Nachhaltiges Restaurant samt Biergarten, Hotel als Lebensaufgabe und Kindheitsglück nahe Günzburg
Seitdem ihre kleinen Fingerchen über die Theke ragen, gehört Stefanie ins Wirtshaus. Gemeinsam mit ihren Brüdern hilft sie schon als Kind mit. Zu dieser Zeit leben hier noch drei Generationen unter einem Dach. „Heimat ist da, wo man sein darf, wie man ist. Ein Ort, an dem alles beginnt und alles wieder zusammenkommt“, meint sie ehrfurchtsvoll. Ihre Kindheit im Waldvogel war vor allem eins: frei. Wenn in der Küche Hochbetrieb herrscht, zieht das Mädchen über die Wiesen, versorgt liebevoll ihre Tiere und kennt jede Pfütze rund ums Haus. „Oft sind wir abends um halb acht noch barfuß durch den Biergarten gestapft und haben uns heimlich ein Eis stibitzt“, lacht sie. So war die Gastronomie für sie nie Pflicht, sondern Teil des Lebens, wo Arbeit Gemeinschaft bedeutet und alle mit anpacken. In den Ferien radelt ihr Vater mit den Kindern zur Donau oder zum See, auf dem Rückweg halten sie an den Erdbeerfeldern. Dieser süße Geschmack des ländlichen Sommers ist bis heute in ihrer Erinnerung. Als Stefanie später heiratet, zieht sie auf den Bauernhof ihres Mannes, nur wenige Orte weiter. Drei Kinder bekommt sie, doch das Radeln behält sie sich bei: „Wenn alle versorgt sind, beginnt meine heilige Zeit – der kurze Radweg zum Waldvogel“, schwärmt die Frühaufsteherin.

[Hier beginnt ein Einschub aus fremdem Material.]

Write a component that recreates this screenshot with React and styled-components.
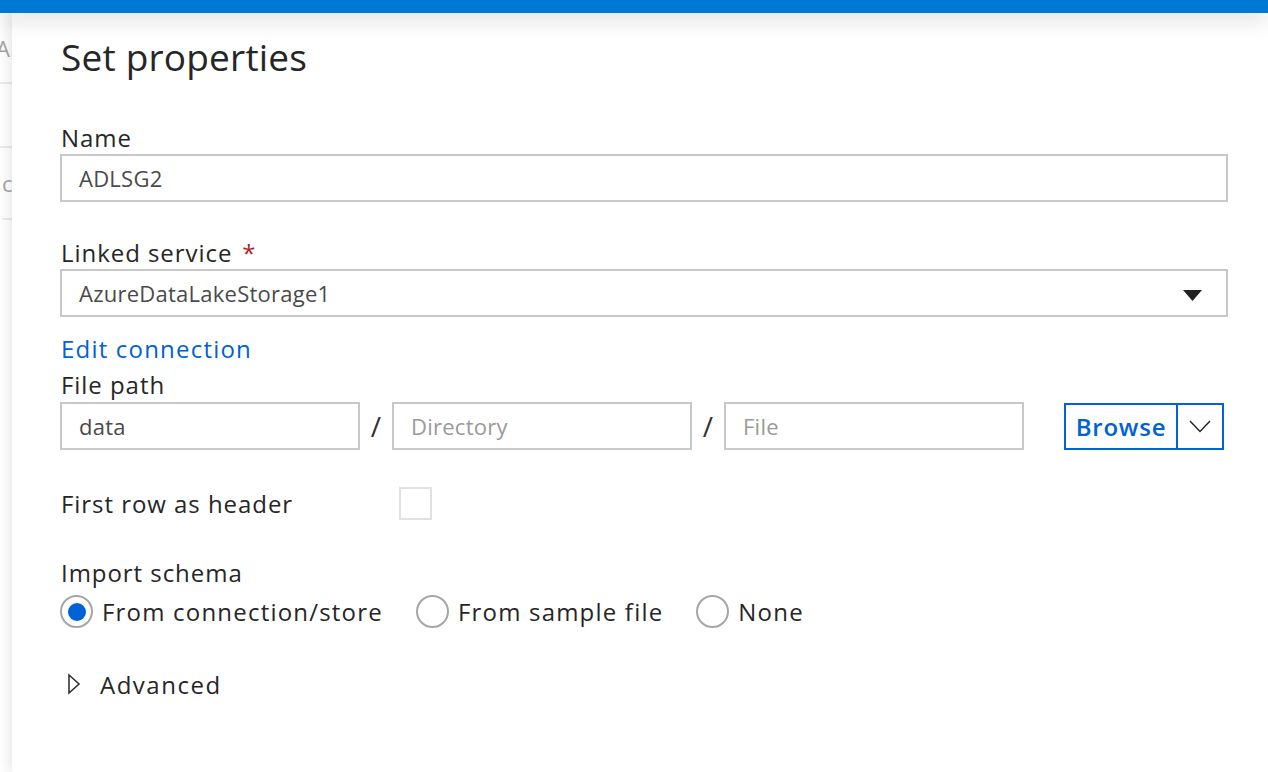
import React from "react";
import styled, { createGlobalStyle } from "styled-components";

const GlobalStyle = createGlobalStyle`
  html, body { margin: 0; padding: 0; background: #fff; }
  body { font-family: "Open Sans", "Noto Sans", sans-serif; color: #262626; }
  * { box-sizing: border-box; }
`;

const Page = styled.div`
  width: 1268px;
  height: 772px;
  overflow: hidden;
  display: flex;
  flex-direction: column;
  background: #fff;
`;

const TopBar = styled.div`
  height: 13px;
  flex: none;
  background: #0078d4;
  position: relative;
  z-index: 3;
  box-shadow: 0 6px 22px rgba(0, 0, 0, 0.16);
`;

const Body = styled.div`
  flex: 1;
  display: flex;
  min-height: 0;
`;

const BackStrip = styled.div`
  width: 12px;
  flex: none;
  overflow: hidden;
  display: flex;
  flex-direction: column;
  color: #a6a6a6;
  font-size: 22px;
`;

const StripCell = styled.div`
  height: ${(p) => p.$h}px;
  border-bottom: ${(p) => (p.$line ? "2px solid #ececec" : "none")};
  display: flex;
  align-items: center;
  white-space: nowrap;
  margin-left: ${(p) => p.$shift || 0}px;
`;

const Panel = styled.div`
  flex: 1;
  position: relative;
  z-index: 2;
  background: #fff;
  box-shadow: -4px 0 12px rgba(0, 0, 0, 0.09);
  padding: 20px 40px 0 48px;
  display: flex;
  flex-direction: column;
`;

const Title = styled.h1`
  margin: 0 0 0 1px;
  font-size: 37px;
  letter-spacing: 0.2px;
  font-weight: 400;
  line-height: 48px;
  color: #262626;
`;

const Label = styled.div`
  margin: ${(p) => p.$mt || 0}px 0 0 1px;
  font-size: 24px;
  letter-spacing: 0.95px;
  line-height: 31px;
  color: #262626;
`;

const Required = styled.span`
  color: #a4262c;
  margin-left: 10px;
`;

const TextBox = styled.div`
  height: 48px;
  width: ${(p) => (p.$w ? `${p.$w}px` : "100%")};
  flex: none;
  margin-top: ${(p) => p.$mt || 0}px;
  border: 2px solid #c8c8c8;
  display: flex;
  align-items: center;
  justify-content: space-between;
  padding: 0 24px 0 17px;
  font-size: 22px;
  letter-spacing: 0.25px;
  color: ${(p) => (p.$placeholder ? "#9a9a9a" : "#4a4a4a")};
`;

const Caret = styled.svg`
  width: 19px;
  height: 11px;
  margin-top: 4px;
`;

const Link = styled.a`
  margin: 16px 0 0 1px;
  font-size: 24px;
  letter-spacing: 1.2px;
  line-height: 31px;
  color: #0062d6;
  text-decoration: none;
`;

const PathRow = styled.div`
  margin-top: 2px;
  display: flex;
  align-items: center;
`;

const Slash = styled.span`
  width: 32px;
  text-align: center;
  font-size: 28px;
  color: #333;
`;

const BrowseButton = styled.div`
  margin-left: 40px;
  height: 47px;
  width: 160px;
  border: 2px solid #0062d6;
  display: flex;
  align-items: stretch;
  color: #0062d6;
`;

const BrowseLabel = styled.span`
  flex: 1;
  display: flex;
  align-items: center;
  justify-content: center;
  font-size: 24px;
  letter-spacing: 0.8px;
  font-weight: 600;
  border-right: 2px solid #0062d6;
`;

const BrowseChevron = styled.span`
  width: 44px;
  display: flex;
  align-items: center;
  justify-content: center;
`;

const CheckRow = styled.div`
  margin-top: 37px;
  display: flex;
  align-items: center;
  height: 33px;
`;

const CheckLabel = styled.span`
  width: 338px;
  margin-left: 1px;
  font-size: 24px;
  letter-spacing: 0.95px;
  color: #262626;
`;

const Checkbox = styled.span`
  width: 33px;
  height: 33px;
  border: 2px solid #e1e1e1;
`;

const RadioGroup = styled.div`
  margin-top: 7px;
  display: flex;
  align-items: center;
  gap: 33px;
`;

const RadioItem = styled.label`
  display: flex;
  align-items: center;
  gap: 9px;
  font-size: 24px;
  letter-spacing: 1.2px;
  color: #262626;
`;

const RadioCircle = styled.span`
  width: 33px;
  height: 33px;
  border-radius: 50%;
  border: 2px solid #a6a6a6;
  display: flex;
  align-items: center;
  justify-content: center;
  &::after {
    content: "";
    width: 18px;
    height: 18px;
    border-radius: 50%;
    background: ${(p) => (p.$checked ? "#0062d6" : "transparent")};
  }
`;

const AdvancedRow = styled.div`
  margin-top: 40px;
  display: flex;
  align-items: center;
  height: 32px;
  font-size: 24px;
  letter-spacing: 1.5px;
  color: #262626;
`;

const Triangle = styled.svg`
  width: 14px;
  height: 22px;
  margin: 0 19px 0 7px;
`;

export default function App() {
  return (
    <>
      <GlobalStyle />
      <Page>
        <TopBar />
        <Body>
          <BackStrip>
            <StripCell $h={71} $line $shift={-4}>
              AI
            </StripCell>
            <StripCell $h={64} $line />
            <StripCell $h={72} $line $shift={2}>
              c
            </StripCell>
          </BackStrip>
          <Panel>
            <Title>Set properties</Title>
            <Label $mt={41}>Name</Label>
            <TextBox $mt={1}>ADLSG2</TextBox>
            <Label $mt={35}>
              Linked service<Required>*</Required>
            </Label>
            <TextBox $mt={1}>
              AzureDataLakeStorage1
              <Caret viewBox="0 0 19 11">
                <path d="M0 0 L19 0 L9.5 11 Z" fill="#222" />
              </Caret>
            </TextBox>
            <Link href="#">Edit connection</Link>
            <Label $mt={5}>File path</Label>
            <PathRow>
              <TextBox $w={300}>data</TextBox>
              <Slash>/</Slash>
              <TextBox $w={300} $placeholder>
                Directory
              </TextBox>
              <Slash>/</Slash>
              <TextBox $w={300} $placeholder>
                File
              </TextBox>
              <BrowseButton>
                <BrowseLabel>Browse</BrowseLabel>
                <BrowseChevron>
                  <svg width="22" height="13" viewBox="0 0 22 13">
                    <path d="M1 1 L11 11.5 L21 1" fill="none" stroke="#222" strokeWidth="1.4" />
                  </svg>
                </BrowseChevron>
              </BrowseButton>
            </PathRow>
            <CheckRow>
              <CheckLabel>First row as header</CheckLabel>
              <Checkbox />
            </CheckRow>
            <Label $mt={37}>Import schema</Label>
            <RadioGroup>
              <RadioItem>
                <RadioCircle $checked />
                From connection/store
              </RadioItem>
              <RadioItem>
                <RadioCircle />
                From sample file
              </RadioItem>
              <RadioItem>
                <RadioCircle />
                None
              </RadioItem>
            </RadioGroup>
            <AdvancedRow>
              <Triangle viewBox="0 0 14 22">
                <path d="M2 2 L12 11 L2 20 Z" fill="none" stroke="#333" strokeWidth="1.6" strokeLinejoin="miter" />
              </Triangle>
              Advanced
            </AdvancedRow>
          </Panel>
        </Body>
      </Page>
    </>
  );
}
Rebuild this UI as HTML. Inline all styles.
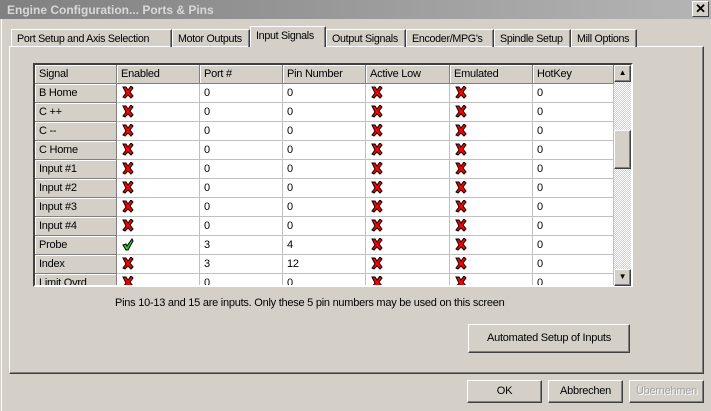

Ein zauberhafter Ort für besondere Hochzeiten, Firmenevents & Geburtstage
Der Ursprung des Waldvogels reicht zurück bis ins Jahr 1928, damals ein einfacher Aussiedlerhof mit Landwirtschaft. Als die nahe Autobahn gebaut wird, beginnt die Großmutter für die Arbeiter zu kochen. Nach dem Krieg entdecken die in Leipheim stationierten amerikanischen Soldaten das Wirtshaus für sich und machen es zu ihrem Ausflugslokal. Stefanies Vater übernimmt den Betrieb und baut das Angebot Schritt für Schritt aus. Aus dem ehemaligen Stall wird ein Festsaal, aus dem Garten ein Paradies für frische Salate, Gemüse und Kräuter, die ersten Hotelzimmer entstehen. Schließlich gelingt ihm ein großer Wurf: der Bau des Hochzeitsstadels mit Platz für bis zu 300 Gäste. Seither ist der Waldvogel weithin bekannt als Ort für große Feste. Doch nicht immer läuft alles glatt: „Die erste Stadelhochzeit fand ohne Stadel statt“, erinnert sich die 42-jährige schmunzelnd. „Der Boden war nicht rechtzeitig fertig, also feierten die Gäste spontan auf dem Sonnenblumenfeld. Wir haben dieses Gastro-Gen im Blut, ein Mix aus Improvisationstalent und guter Laune. Wir sorgen dafür, dass wir täglich etwas zu lachen haben.“
Kochen am Flughafen München und am Oktoberfest – später auch in Australien, Neuseeland und Afrika
Wer glaubt, Stefanie wäre dem Hof nie entwachsen, der irrt. Schon als junge Frau zieht es sie in die Ferne. In einem Biosphärenbetrieb macht sie ihre Ausbildung zur Köchin und wandert mit der damaligen Chefin über die Rhön, um Beeren und Kräuter zu bestimmen und einfache, ehrliche Gerichte daraus zu zaubern. Sie sammelt Erfahrung in anderen Betrieben – vom Catering auf der Wiesn in München über das Tagungshotel bis zur Flughafen-Gastronomie. Oft geht sie für saisonale Einsätze nach Österreich und in die Schweiz. Später absolviert sie die Hotelfachschule in Regensburg, macht ihren Betriebswirt, wagt sich bis in die 5-Sterne-Küche vor und reist sogar nach Australien, Neuseeland und Afrika, um in lokalen Betrieben und auf Farmen zu arbeiten. All diese Eindrücke, Denkweisen und Gerichte – sie fließen zurück in das, was heute den Waldvogel ausmacht.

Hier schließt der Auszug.